Re: [PATCH v2 2/4] mm: replace exec_folio_order() with generic preferred_exec_order()

From: Usama Arif

Date: Thu Mar 26 2026 - 08:48:07 EST

On 20/03/2026 17:42, Jan Kara wrote:
> On Fri 20-03-26 06:58:52, Usama Arif wrote:
>> Replace the arch-specific exec_folio_order() hook with a generic
>> preferred_exec_order() that dynamically computes the readahead folio
>> order for executable memory. It targets min(PMD_ORDER, 2M) as the
>> maximum, which optimally gives the right answer for contpte (arm64),
>> PMD mapping (x86, arm64 4K), and architectures with smaller PMDs
>> (s390 1M). It adapts at runtime based on:
>>
>> - VMA size: caps the order so folios fit within the mapping
>> - Memory pressure: steps down the order when the local node's free
>> memory is below the high watermark for the requested order
>>
>> This avoids over-allocating on memory-constrained systems while still
>> requesting the optimal order when memory is plentiful.
>>
>> Since exec_folio_order() is no longer needed, remove the arm64
>> definition and the generic default from pgtable.h.
>>
>> Signed-off-by: Usama Arif <usama.arif@xxxxxxxxx>
> ...
>> +static unsigned int preferred_exec_order(struct vm_area_struct *vma)
>> +{
>> + int order;
>> + unsigned long vma_len = vma_pages(vma);
>> + struct zone *zone;
>> + gfp_t gfp;
>> +
>> + if (!IS_ENABLED(CONFIG_TRANSPARENT_HUGEPAGE))
>> + return 0;
>> +
>> + /* Cap at min(PMD_ORDER, 2M) */
>> + order = min(HPAGE_PMD_ORDER, ilog2(SZ_2M >> PAGE_SHIFT));
>> +
>> + /* Don't request folios larger than the VMA */
>> + order = min(order, ilog2(vma_len));
>

Hi Jan,

Thanks for the feedback and sorry for the late reply! I was travelling
during the week.

> Hum, as far as I'm checking page_cache_ra_order() used in
> do_sync_mmap_readahead(), ra->order is the preferred order but it will be
> trimmed down to fit both within the file and within ra->size. And ra->size
> is set for the readahead to fit within the vma so I don't think any order
> trimming based on vma length is needed in this place?

Ack, yes makes sense.

>
>> + /* Step down under memory pressure */
>> + gfp = mapping_gfp_mask(vma->vm_file->f_mapping);
>> + zone = first_zones_zonelist(node_zonelist(numa_node_id(), gfp),
>> + gfp_zone(gfp), NULL)->zone;
>> + if (zone) {
>> + while (order > 0 &&
>> + !zone_watermark_ok(zone, order,
>> + high_wmark_pages(zone), 0, 0))
>> + order--;
>> + }
>
> It looks wrong for this logic to be here. Trimming order based on memory
> pressure makes sense (and we've already got reports that on memory limited
> devices large order folios in the page cache have too big memory overhead
> so we'll likely need to handle that for page cache allocations in general)
> but IMHO it belongs to page_cache_ra_order() or some other common place
> like that.
>
> Honza

So I have been thinking about this. readahead_gfp_mask() already sets
__GFP_NORETRY, so we wont try aggressive reclaim/compaction to satisfy
the allocation. page_cache_ra_order() falls through to the fallback path
faulting in order 0 page when allocation is not satsified.

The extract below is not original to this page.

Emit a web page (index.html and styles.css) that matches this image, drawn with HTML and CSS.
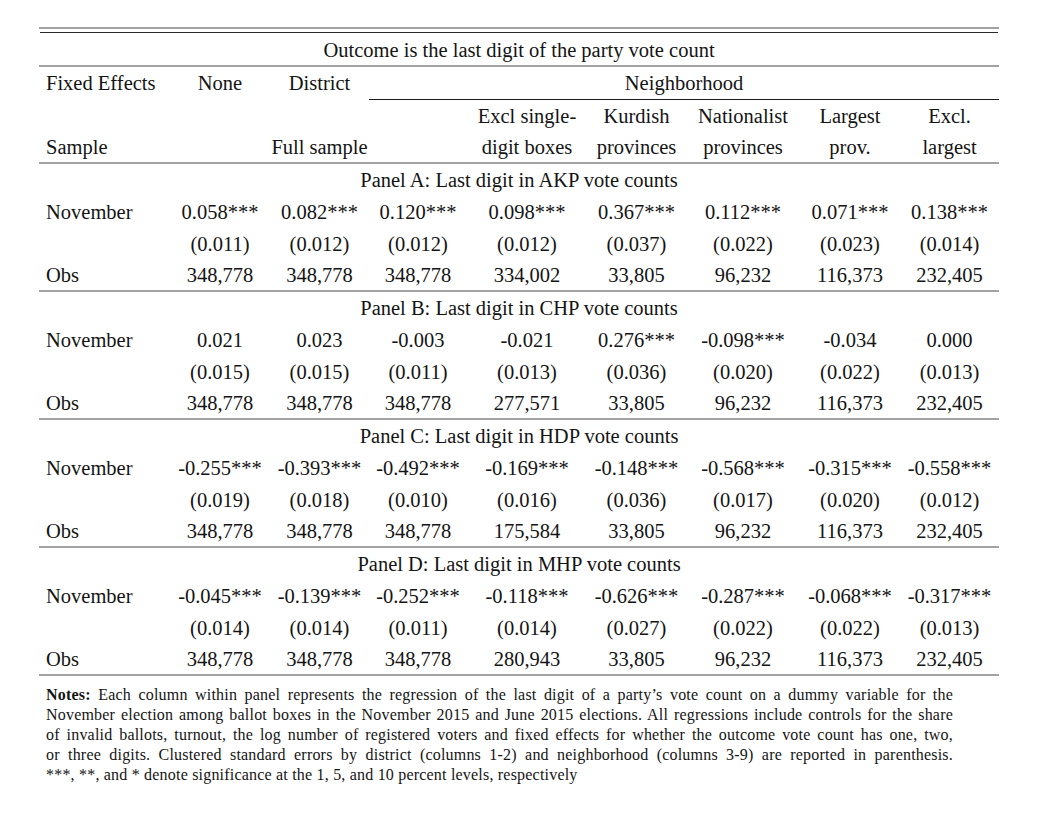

So the allocator already naturally steps down under memory pressure,
the explicit zone_watermark_ok() loop might be redundant?

What are your thoughts on just setting
ra->order = min(HPAGE_PMD_ORDER, ilog2(SZ_2M >> PAGE_SHIFT))?
We can do the higher orlder allocation with gfp &= ~__GFP_RECLAIM
for the VM_EXEC case.